The scenario during an actual HIV-1 infection, however, may be much more complicated. The presence of other viral proteins may serve to either further enhance or mask Gag-mediated effects on receptor trafficking and signaling (23
). It would therefore be interesting to further investigate whether the ESCRT-dependent endosomal sorting of receptors is perturbed in HIV-1-infected target cells, e.g., T cells. A potential candidate receptor in the T cell is CXCR4, which has been shown to be dependent on ESCRT components for downregulation (18
Interestingly, the effect of HIV-1 Gag overexpression on receptor downregulation was not as strong as one would expect if the virus completely usurped the cellular machinery and redirected it towards sites of viral egress. This is emphasized by the lack of clustering of endosomal compartments that are normally observed when the cellular levels of VPS components are perturbed. There are three potential explanations for this observation. (i) HIV-1 Gag induces an increased expression of ESCRT proteins to accommodate its needs. This possibility is unlikely, since no differences in endogenous TSG101 protein levels were observed for HIV-1 Gag-transfected versus untransfected cells (not shown). (ii) The cellular TSG101/ESCRT pool is too large to be completely depleted by the overexpression of Gag/PTAP-containing proteins. (iii) The stoichiometry of the Gag-ESCRT interaction is not 1:1. The number of ESCRT complexes that are recruited per Gag assembly unit in vivo is not known. The multimerization of Gag into assembly complexes, which consist of ~5,000 Gag molecules, could physically restrict its ability to sequester large, 350-kDa ESCRT complexes.

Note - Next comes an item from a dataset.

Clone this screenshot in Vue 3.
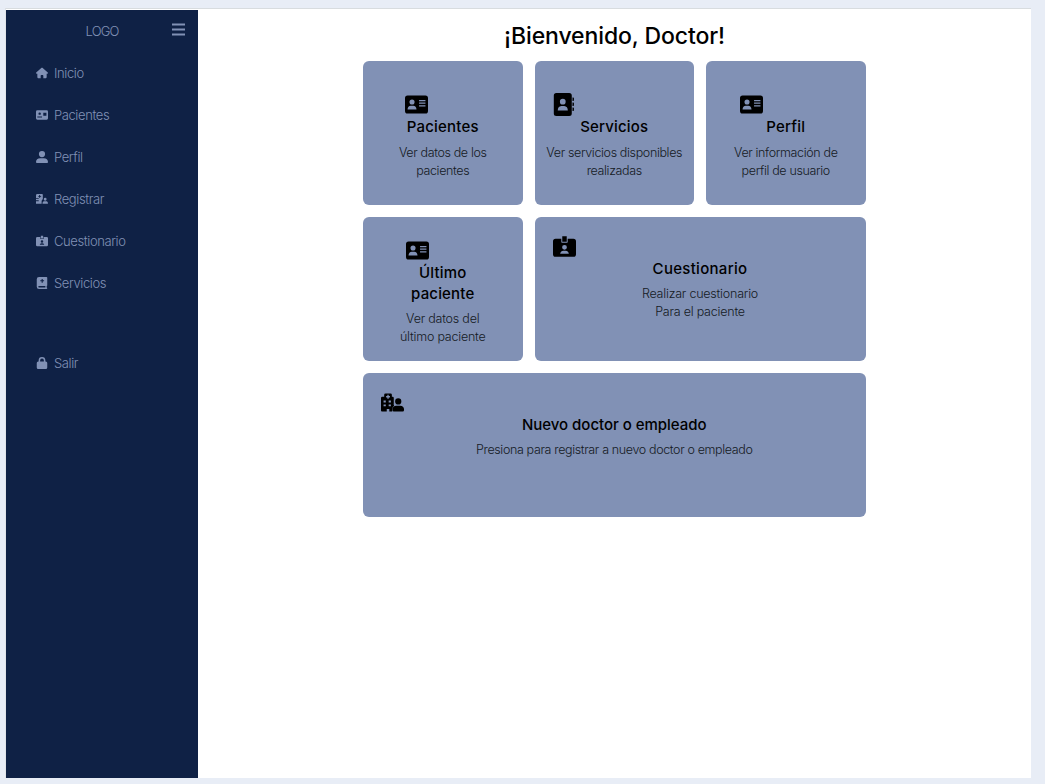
<script setup>
import { h } from 'vue'

const shapes = {
  home: ['0 0 576 512', 'M575.800 255.500c0 18-15 32.100-32 32.100h-32l.7 160.200c0 36-28 64-64 64H352v-128c0-18-14-32-32-32h-64c-18 0-32 14-32 32v128H128c-36 0-64-28-64-64V287.600H32c-18 0-32-14-32-32.100 0-9 3-17 10-24L266.400 8c7-7 15-8 22-8s15 2 21 7l255.400 224.500c8 7 12 15 11 24z'],
  card: ['0 0 576 512', 'M64 32h448q64 0 64 64v320q0 64-64 64H64q-64 0-64-64V96q0-64 64-64zM176 256a64 64 0 1 0 0-128 64 64 0 0 0 0 128zM64 384h224c0-58-35-96-80-96h-64c-45 0-80 38-80 96zM352 144v32h160v-32zm0 64v32h160v-32zm0 64v32h160v-32z'],
  cardAlt: ['0 0 576 512', 'M64 32h448q64 0 64 64v320q0 64-64 64H64q-64 0-64-64V96q0-64 64-64zM176 248a58 58 0 1 0 0-116 58 58 0 0 0 0 116zM64 376h224v-50H64zM350 150v140h150V150z'],
  user: ['0 0 512 512', 'M256 264a132 132 0 1 0 0-264 132 132 0 1 0 0 264zM180 310C70 310 0 380 0 470q0 42 36 42h440q36 0 36-42c0-90-70-160-180-160z'],
  register: ['0 0 576 512', 'M64 16h224q40 0 40 40v200l-58 80v145H0V360h130v-42H0v-60h130v-38H0V80q0-64 64-64zM150 60v48h-42v45h42v48h48v-48h48v-45h-48V60zM440 336a68 68 0 1 0 0-136 68 68 0 0 0 0 136zm-65 32h136q65 22 65 112H310q0-90 65-112z'],
  badge: ['0 0 576 512', 'M64 64h144v80q0 16 16 16h128q16 0 16-16V64h144q64 0 64 64v320q0 64-64 64H64q-64 0-64-64V128q0-64 64-64zM288 336a60 60 0 1 0 0-120 60 60 0 0 0 0 120zM180 440h216q-4-72-80-80h-56q-76 8-80 80zM232 0h112v136H232z'],
  bookMed: ['0 0 448 512', 'M96 0h320q32 0 32 32v320q0 24-24 32v64q24 2 24 32t-32 32H96Q0 512 0 416V96Q0 0 96 0zm0 384q-32 0-32 32t32 32h272v-64zM208 80v56h-56v48h56v56h48v-56h56v-48h-56V80z'],
  lock: ['0 0 448 512', 'M80 192v-48a144 144 0 0 1 288 0v48h16q64 0 64 64v192q0 64-64 64H64q-64 0-64-64V256q0-64 64-64zm64 0h160v-48a80 80 0 0 0-160 0z'],
  address: ['-40 0 512 512', 'M56 0h288q56 0 56 56v400q0 56-56 56H56q-56 0-56-56V56Q0 0 56 0zM200 256a64 64 0 1 0 0-128 64 64 0 0 0 0 128zM88 388h224q0-90-80-100h-64q-80 10-80 100zM416 100h16q16 0 16 16v44q0 16-16 16h-16zm0 112h16q16 0 16 16v44q0 16-16 16h-16zm0 112h16q16 0 16 16v44q0 16-16 16h-16z'],
  hospital: ['0 0 576 512', 'M80 64q0-32 32-32h128q32 0 32 32v48h16q32 0 32 32v130q-10 30 10 62-42 24-50 84v60H208v-64h-64v64H24q-24 0-24-24V144q0-32 32-32h48zm80 0v32h-32v32h32v32h32v-32h32V96h-32V64zM64 208v48h56v-48zm128 0v48h56v-48zM64 304v48h56v-48zm128 0v48h56v-48zM432 308a78 78 0 1 0 0-156 78 78 0 0 0 0 156zm-52 32h104c52 0 92 36 92 80v28q0 32-32 32H320q-32 0-32-32v-28c0-44 40-80 92-80z'],
}

const Icon = (props) => {
  const [viewBox, d] = shapes[props.name]
  return h('svg', { viewBox, 'aria-hidden': 'true' }, [h('path', { d, fill: 'currentColor', 'fill-rule': 'evenodd' })])
}
Icon.props = ['name']

const links = [
  ['home', 'Inicio'],
  ['cardAlt', 'Pacientes'],
  ['user', 'Perfil'],
  ['register', 'Registrar'],
  ['badge', 'Cuestionario'],
  ['bookMed', 'Servicios'],
  ['lock', 'Salir'],
]

const cards = [
  { icon: 'card', kind: 'small', title: ['Pacientes'], text: ['Ver datos de los', 'pacientes'] },
  { icon: 'address', kind: 'small', title: ['Servicios'], text: ['Ver servicios disponibles', 'realizadas'] },
  { icon: 'card', kind: 'small', title: ['Perfil'], text: ['Ver información de', 'perfil de usuario'] },
  { icon: 'card', kind: 'tall loose', title: ['Último', 'paciente'], text: ['Ver datos del', 'último paciente'] },
  { icon: 'badge', kind: 'medium loose', title: ['Cuestionario'], text: ['Realizar cuestionario', 'Para el paciente'] },
  { icon: 'hospital', kind: 'large', title: ['Nuevo doctor o empleado'], text: ['Presiona para registrar a nuevo doctor o empleado'] },
]
</script>

<template>
  <div class="page">
    <div class="window">
      <aside class="sidebar">
        <div class="brand">
          <span>LOGO</span>
          <svg class="menu" viewBox="0 0 13 13"><path d="M0 1.500h13M0 6.500h13M0 11.500h13" stroke="currentColor" stroke-width="2" /></svg>
        </div>
        <nav>
          <a v-for="[icon, label] in links" :key="label" :class="{ exit: icon === 'lock' }">
            <Icon :name="icon" class="nav-icon" /><span>{{ label }}</span>
          </a>
        </nav>
      </aside>
      <main>
        <h1>¡Bienvenido, Doctor!</h1>
        <section class="grid">
          <article v-for="card in cards" :key="card.title[0]" :class="['card', card.kind]">
            <div class="content">
              <Icon :name="card.icon" class="card-icon" />
              <h2><span v-for="line in card.title" :key="line">{{ line }}</span></h2>
              <p><span v-for="line in card.text" :key="line">{{ line }}</span></p>
            </div>
          </article>
        </section>
      </main>
    </div>
  </div>
</template>

<style>
body { margin: 0; overflow: hidden; }
</style>

<style scoped>
.page {
  box-sizing: border-box;
  width: 1045px;
  height: 784px;
  padding: 8px 14px 6px 5px;
  background: #e8edf6;
  font-family: Inter, "Liberation Sans", sans-serif;
}
.window {
  box-sizing: border-box;
  display: flex;
  height: 770px;
  border-top: 1px solid #d8dcdf;
  border-left: 1px solid #e0e4e8;
  padding-top: 1px;
  background: #fff;
}
.sidebar { width: 192px; background: #0f2145; color: #8191b5; font-size: 13px; font-weight: 300; }
.brand { display: flex; height: 42px; align-items: center; justify-content: center; position: relative; letter-spacing: -.9px; }
.menu { position: absolute; right: 13px; top: 13px; width: 13px; height: 13px; }
nav { padding-left: 30px; }
nav a { display: flex; height: 42px; align-items: center; gap: 6px; letter-spacing: -.4px; }
nav a.exit { margin-top: 38px; }
.nav-icon { width: 12px; height: 12px; flex: none; }
main { flex: 1; padding-top: 9px; }
h1 { margin: 0; font-size: 23px; line-height: 34px; font-weight: 500; text-align: center; color: #000; letter-spacing: -.1px; }
.grid { display: grid; grid-template-columns: repeat(3, minmax(0, 1fr)); grid-auto-rows: 144px; gap: 12px; width: 502.5px; margin: 8px 0 0 165px; }
.card { box-sizing: border-box; display: flex; justify-content: center; align-items: center; border-radius: 6px; padding: 12px; background: #8191b5; }
.medium { grid-column: span 2; }
.large { grid-column: span 3; }
.medium, .large { align-items: flex-start; }
.medium .content, .large .content { width: 100%; }
.content { display: flex; flex-direction: column; align-items: center; white-space: nowrap; }
.tall .content { padding-top: 1px; }
.card-icon { display: block; width: 23px; height: 23px; margin: 6px 0 0 6px; align-self: flex-start; color: #000; }
h2 { margin: 0; font-size: 15px; line-height: 21px; font-weight: 500; text-align: center; color: #000; letter-spacing: .18px; }
.medium h2 { letter-spacing: .3px; }
.large h2 { letter-spacing: -.03px; }
p { margin: 6px 0 0; font-size: 12.5px; line-height: 18px; font-weight: 300; text-align: center; color: #151a24; letter-spacing: -.36px; }
.small p { margin-top: 7px; }
.loose p { letter-spacing: -.22px; }
h2 span, p span { display: block; }
</style>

An obvious consequence of altered receptor trafficking is altered intracellular signaling. As depicted in Fig. , cells expressing HIV-1 Gag exhibited increased EGFR-mediated signaling, as evidenced by hyperactivation of the ERK/MAP kinase pathway. This finding is consistent with the presence of increased amounts of pEGFR in endosomal compartments 180 min after the addition of EGF. The ability of endosomal EGFR to induce intracellular signaling has been documented (31
). Changes in intracellular signaling are a well-established characteristic of HIV-1 pathogenesis. The binding of HIV-1 gp120 to CD4 and a chemokine receptor (CXCR4 or CCR5) during virus entry triggers a plethora of signaling pathways (21
). The upregulation of cellular signaling regulates the ability of the virus to replicate efficiently within the target cell (21
). After provirus integration into the host genome, either a productive or a latent infection can be established. The switch from a latent to productive infection has been shown to be triggered and maintained by extracellular mitogen/agonist-induced MAP kinase activation through the Ras/Raf/Mek signaling pathway (32
). MAP kinase stimulates AP-1, which, along with NF-κB, transactivates the HIV-1 LTR (32
). The activation of MAP kinase also increases the infectivity of the HIV-1 virions that are subsequently produced (33
). The observations presented in this study strongly suggest that Gag-mediated budding and egress during the late stages of the viral life cycle may indirectly contribute to enhanced HIV-1 replication and/or infectivity by slowing down mitogen-induced cell surface receptor downregulation.